Problem statement –
Pick out each line in these entries that contains the string "screenshot".

Web page code records

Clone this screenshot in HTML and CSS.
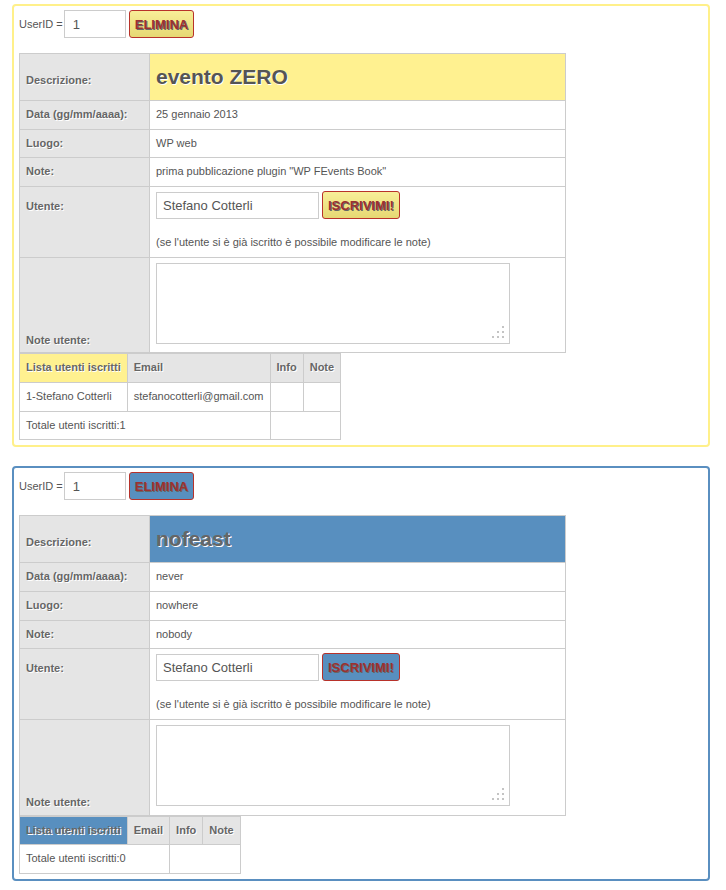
FILE: index.html
```html
<!DOCTYPE html>
<html lang="it">
<head>
<meta charset="utf-8">
<title>WP FEvents Book</title>
<link rel="stylesheet" href="styles.css">
</head>
<body>
<div class="event event-yellow">
  <div class="userrow">
    <span class="uid-label">UserID =</span>
    <input class="uid-input" type="text" value="1">
    <button class="btn">ELIMINA</button>
  </div>
  <table class="info">
    <tr><th>Descrizione:</th><td class="title">evento ZERO</td></tr>
    <tr><th>Data (gg/mm/aaaa):</th><td>25 gennaio 2013</td></tr>
    <tr><th>Luogo:</th><td>WP web</td></tr>
    <tr><th>Note:</th><td>prima pubblicazione plugin "WP FEvents Book"</td></tr>
    <tr><th>Utente:</th><td class="user-cell"><div class="subscribe"><input class="name-input" type="text" value="Stefano Cotterli"><button class="btn">ISCRIVIMI!</button></div><div class="hint">(se l'utente si è già iscritto è possibile modificare le note)</div></td></tr>
    <tr class="notes-row"><th>Note utente:</th><td class="notes-cell"><span class="ta-wrap"><textarea class="notes"></textarea><svg class="grip" width="12" height="12" viewBox="0 0 12 12"><rect x="10" y="0" width="2" height="2"/><rect x="5" y="5" width="2" height="2"/><rect x="10" y="5" width="2" height="2"/><rect x="0" y="10" width="2" height="2"/><rect x="5" y="10" width="2" height="2"/><rect x="10" y="10" width="2" height="2"/></svg></span></td></tr>
  </table>
  <table class="users">
    <tr><th class="list">Lista utenti iscritti</th><th>Email</th><th>Info</th><th>Note</th></tr>
    <tr><td>1-Stefano Cotterli</td><td>stefanocotterli@gmail.com</td><td></td><td></td></tr>
    <tr><td colspan="2">Totale utenti iscritti:1</td><td colspan="2"></td></tr>
  </table>
</div>

<div class="event event-blue">
  <div class="userrow">
    <span class="uid-label">UserID =</span>
    <input class="uid-input" type="text" value="1">
    <button class="btn">ELIMINA</button>
  </div>
  <table class="info">
    <tr><th>Descrizione:</th><td class="title">nofeast</td></tr>
    <tr><th>Data (gg/mm/aaaa):</th><td>never</td></tr>
    <tr><th>Luogo:</th><td>nowhere</td></tr>
    <tr><th>Note:</th><td>nobody</td></tr>
    <tr><th>Utente:</th><td class="user-cell"><div class="subscribe"><input class="name-input" type="text" value="Stefano Cotterli"><button class="btn">ISCRIVIMI!</button></div><div class="hint">(se l'utente si è già iscritto è possibile modificare le note)</div></td></tr>
    <tr class="notes-row"><th>Note utente:</th><td class="notes-cell"><span class="ta-wrap"><textarea class="notes"></textarea><svg class="grip" width="12" height="12" viewBox="0 0 12 12"><rect x="10" y="0" width="2" height="2"/><rect x="5" y="5" width="2" height="2"/><rect x="10" y="5" width="2" height="2"/><rect x="0" y="10" width="2" height="2"/><rect x="5" y="10" width="2" height="2"/><rect x="10" y="10" width="2" height="2"/></svg></span></td></tr>
  </table>
  <table class="users">
    <tr><th class="list">Lista utenti iscritti</th><th>Email</th><th>Info</th><th>Note</th></tr>
    <tr><td colspan="2">Totale utenti iscritti:0</td><td colspan="2"></td></tr>
  </table>
</div>
</body>
</html>
```
FILE: styles.css
```css
html, body {
  margin: 0;
  padding: 0;
  background: #fff;
}
body {
  font-family: "Liberation Sans", Arial, sans-serif;
  font-size: 11px;
  color: #555;
  padding-top: 4px;
}
.event {
  box-sizing: border-box;
  width: 698px;
  margin: 0 0 19px 12px;
  border: 2px solid #fff08a;
  border-radius: 4px;
  padding: 4px 5px 5px 5px;
}
.event-blue {
  border-color: #5a8fc0;
}
.userrow {
  display: flex;
  align-items: center;
  height: 28px;
  margin-bottom: 15px;
}
.uid-label {
  font-size: 11px;
  color: #555;
  margin-right: 1px;
}
.uid-input {
  box-sizing: border-box;
  width: 62px;
  height: 28px;
  border: 1px solid #ccc;
  padding: 0 8px;
  font-family: "Liberation Sans", Arial, sans-serif;
  font-size: 13px;
  color: #555;
  margin: 0 3px 0 0;
  outline: none;
}
.btn {
  box-sizing: border-box;
  height: 28px;
  padding: 0 5px;
  margin: 0;
  border: 1px solid #b8322a;
  border-radius: 3px;
  background: linear-gradient(#f8ee98, #e6d873);
  font-family: "Liberation Sans", Arial, sans-serif;
  font-size: 13px;
  font-weight: bold;
  color: #9c3030;
  text-shadow: 1px 1px 0 #666;
  cursor: pointer;
}
.event-blue .btn {
  background: #588fbf;
}
table {
  border-collapse: collapse;
  border-spacing: 0;
}
th, td {
  border: 1px solid #ccc;
  padding: 4px 6px;
  line-height: 19.67px;
  font-size: 11px;
  text-align: left;
  vertical-align: baseline;
}
th {
  font-weight: bold;
  color: #666;
  background: #e5e5e5;
  text-shadow: 1px 1px 0 #fff;
}
td {
  color: #555;
  background: #fff;
}
.info {
  width: 547px;
}
.info th {
  box-sizing: border-box;
  width: 130px;
}
.info td.title {
  background: #fff190;
  font-size: 21px;
  font-weight: bold;
  line-height: 38px;
  color: #555;
  text-shadow: 1px 1px 0 #fff;
}
.event-blue .info td.title {
  background: #588fbf;
  color: #666;
}
.subscribe {
  display: flex;
  align-items: center;
  height: 28px;
}
.name-input {
  box-sizing: border-box;
  width: 163px;
  height: 27px;
  border: 1px solid #ccc;
  padding: 0 6px;
  margin: 0 3px 0 0;
  font-family: "Liberation Sans", Arial, sans-serif;
  font-size: 13px;
  color: #555;
  outline: none;
}
.hint {
  margin-top: 14px;
}
.notes-row th {
  padding-bottom: 2px;
}
.notes-cell {
  padding-top: 5px;
  padding-bottom: 0;
}
.ta-wrap {
  position: relative;
  display: inline-block;
  vertical-align: baseline;
}
.notes {
  box-sizing: border-box;
  display: block;
  width: 354px;
  height: 81px;
  border: 1px solid #ccc;
  margin: 0;
  padding: 4px;
  resize: none;
  font-family: "Liberation Sans", Arial, sans-serif;
  font-size: 12px;
  outline: none;
}
.grip {
  position: absolute;
  right: 6px;
  bottom: 6px;
  fill: #c4c4c4;
}
.users th.list {
  background: #fff190;
}
.event-blue .users th.list {
  background: #588fbf;
  color: #666;
}
```
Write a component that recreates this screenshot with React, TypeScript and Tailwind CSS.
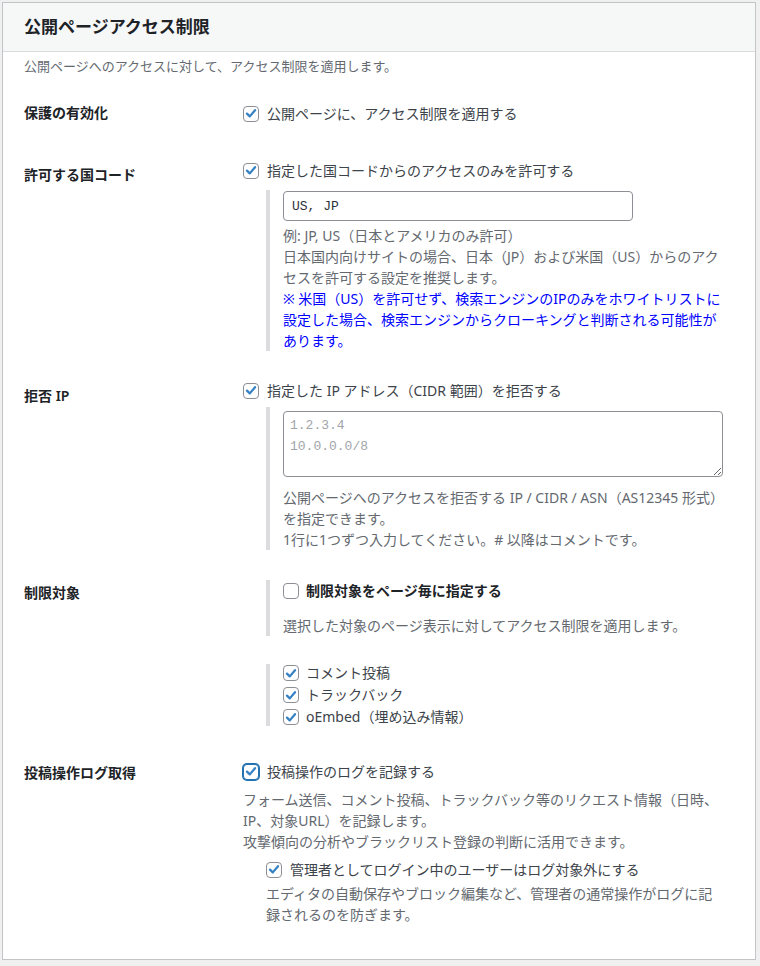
import type { ReactNode } from 'react'

const FONT = '"Noto Sans", "Noto Sans CJK JP", sans-serif'
const MONO = '"Liberation Mono", "Noto Sans CJK JP", monospace'

function Check({ on = true, focus = false }: { on?: boolean; focus?: boolean }) {
  return (
    <span
      className={
        focus
          ? 'inline-flex h-4 w-4 shrink-0 items-center justify-center rounded-[4px] border border-[#2271b1] bg-white shadow-[0_0_0_1px_#2271b1]'
          : 'inline-flex h-4 w-4 shrink-0 items-center justify-center rounded-[4px] border border-[#8c8f94] bg-white'
      }
    >
      {on && (
        <svg viewBox="0 0 16 16" className="h-[15px] w-[15px]">
          <path
            d="M3.4 8.1 L6.6 11.3 L12.6 4.2"
            fill="none"
            stroke="#3582c4"
            strokeWidth="2.6"
            strokeLinecap="round"
            strokeLinejoin="round"
          />
        </svg>
      )}
    </span>
  )
}

function CheckLine({
  children,
  on = true,
  focus = false,
  bold = false,
  gap = 'gap-2',
  lh = 'leading-[21px]',
}: {
  children: ReactNode
  on?: boolean
  focus?: boolean
  bold?: boolean
  gap?: string
  lh?: string
}) {
  return (
    <label className={`flex items-center ${gap} text-[14px] ${lh} ${bold ? 'font-semibold text-[#1d2327]' : 'text-[#3c434a]'}`}>
      <Check on={on} focus={focus} />
      <span>{children}</span>
    </label>
  )
}

function Row({ label, thPad, tdPad, children }: { label: string; thPad: string; tdPad: string; children: ReactNode }) {
  return (
    <div className="flex">
      <div className={`w-[219px] shrink-0 text-[14px] leading-[21px] font-semibold text-[#1d2327] ${thPad}`}>{label}</div>
      <div className={`min-w-0 flex-1 ${tdPad}`}>{children}</div>
    </div>
  )
}

const help = 'text-[14px] leading-[21px] text-[#646970]'

export default function App() {
  return (
    <div className="min-h-screen bg-[#f0f0f1] pl-[2px] pt-[2px]" style={{ fontFamily: FONT }}>
      <div className="w-[754px] border border-[#c3c4c7] bg-white">
        <div className="flex h-[49px] items-center border-b border-[#dcdcde] bg-[#f6f7f7] pl-[21px]">
          <h2 className="text-[17px] font-semibold text-[#1d2327]">公開ページアクセス制限</h2>
        </div>

        <div className="pl-[21px] pr-[9px] pb-[34px]">
          <p className="mt-[4px] text-[13px] leading-[20px] text-[#646970]">
            公開ページへのアクセスに対して、アクセス制限を適用します。
          </p>

          <Row label="保護の有効化" thPad="pt-[26px]" tdPad="pt-[27px] pb-[20px]">
            <CheckLine>公開ページに、アクセス制限を適用する</CheckLine>
          </Row>

          <Row label="許可する国コード" thPad="pt-[20px]" tdPad="pt-[16px] pb-[13px]">
            <CheckLine>指定した国コードからのアクセスのみを許可する</CheckLine>
            <div className="ml-[23px] mt-[9px] border-l-4 border-[#dcdcde] pl-[13px] pt-[1px]">
              <input
                readOnly
                value="US, JP"
                className="block h-[30px] w-[350px] rounded-[4px] border border-[#8c8f94] bg-white px-[8px] text-[13px] text-[#2c3338] outline-none"
                style={{ fontFamily: MONO }}
              />
              <div className={`mt-[4px] ${help}`}>
                <p>例: JP, US（日本とアメリカのみ許可）</p>
                <p>
                  日本国内向けサイトの場合、日本（JP）および米国（US）からのアク
                  <br />
                  セスを許可する設定を推奨します。
                </p>
                <p className="text-[#0000ff]">
                  ※ 米国（US）を許可せず、検索エンジンのIPのみをホワイトリストに
                  <br />
                  設定した場合、検索エンジンからクローキングと判断される可能性が
                  <br />
                  あります。
                </p>
              </div>
            </div>
          </Row>

          <Row label="拒否 IP" thPad="pt-[21px]" tdPad="pt-[16px] pb-[11px]">
            <CheckLine>指定した IP アドレス（CIDR 範囲）を拒否する</CheckLine>
            <div className="ml-[23px] mt-[6px] border-l-4 border-[#dcdcde] pl-[13px] pt-[4px]">
              <textarea
                placeholder={'1.2.3.4\n10.0.0.0/8'}
                className="block h-[66px] w-[440px] rounded-[4px] border border-[#8c8f94] bg-white px-[6px] py-[3px] text-[13px] leading-[21px] text-[#2c3338] outline-none placeholder:text-[#a0a5aa]"
                style={{ fontFamily: MONO }}
              />
              <div className={`mt-[10px] ${help}`}>
                <p>
                  公開ページへのアクセスを拒否する IP / CIDR / ASN（AS12345 形式）
                  <br />
                  を指定できます。
                </p>
                <p>1行に1つずつ入力してください。# 以降はコメントです。</p>
              </div>
            </div>
          </Row>

          <Row label="制限対象" thPad="pt-[21px]" tdPad="pt-[19px] pb-[15px]">
            <div className="ml-[23px] border-l-4 border-[#dcdcde] pl-[13px]">
              <CheckLine on={false} bold gap="gap-[7px]">
                制限対象をページ毎に指定する
              </CheckLine>
              <p className={`mt-[14px] ${help}`}>選択した対象のページ表示に対してアクセス制限を適用します。</p>
            </div>
            <div className="ml-[23px] mt-[28px] flex flex-col gap-[4px] border-l-4 border-[#dcdcde] pl-[13px]">
              <CheckLine gap="gap-[7px]" lh="leading-[18px]">コメント投稿</CheckLine>
              <CheckLine gap="gap-[7px]" lh="leading-[18px]">トラックバック</CheckLine>
              <CheckLine gap="gap-[7px]" lh="leading-[18px]">oEmbed（埋め込み情報）</CheckLine>
            </div>
          </Row>

          <Row label="投稿操作ログ取得" thPad="pt-[21px]" tdPad="pt-[20px]">
            <CheckLine focus>投稿操作のログを記録する</CheckLine>
            <div className={`mt-[7px] ${help}`}>
              <p>
                フォーム送信、コメント投稿、トラックバック等のリクエスト情報（日時、
                <br />
                IP、対象URL）を記録します。
              </p>
              <p>攻撃傾向の分析やブラックリスト登録の判断に活用できます。</p>
            </div>
            <div className="ml-[23px] mt-[7px]">
              <CheckLine>管理者としてログイン中のユーザーはログ対象外にする</CheckLine>
              <p className={`mt-[3px] ${help}`}>
                エディタの自動保存やブロック編集など、管理者の通常操作がログに記
                <br />
                録されるのを防ぎます。
              </p>
            </div>
          </Row>
        </div>
      </div>
    </div>
  )
}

Written answer –
Clone this screenshot in HTML and CSS.
Write a component that recreates this screenshot with React, TypeScript and Tailwind CSS.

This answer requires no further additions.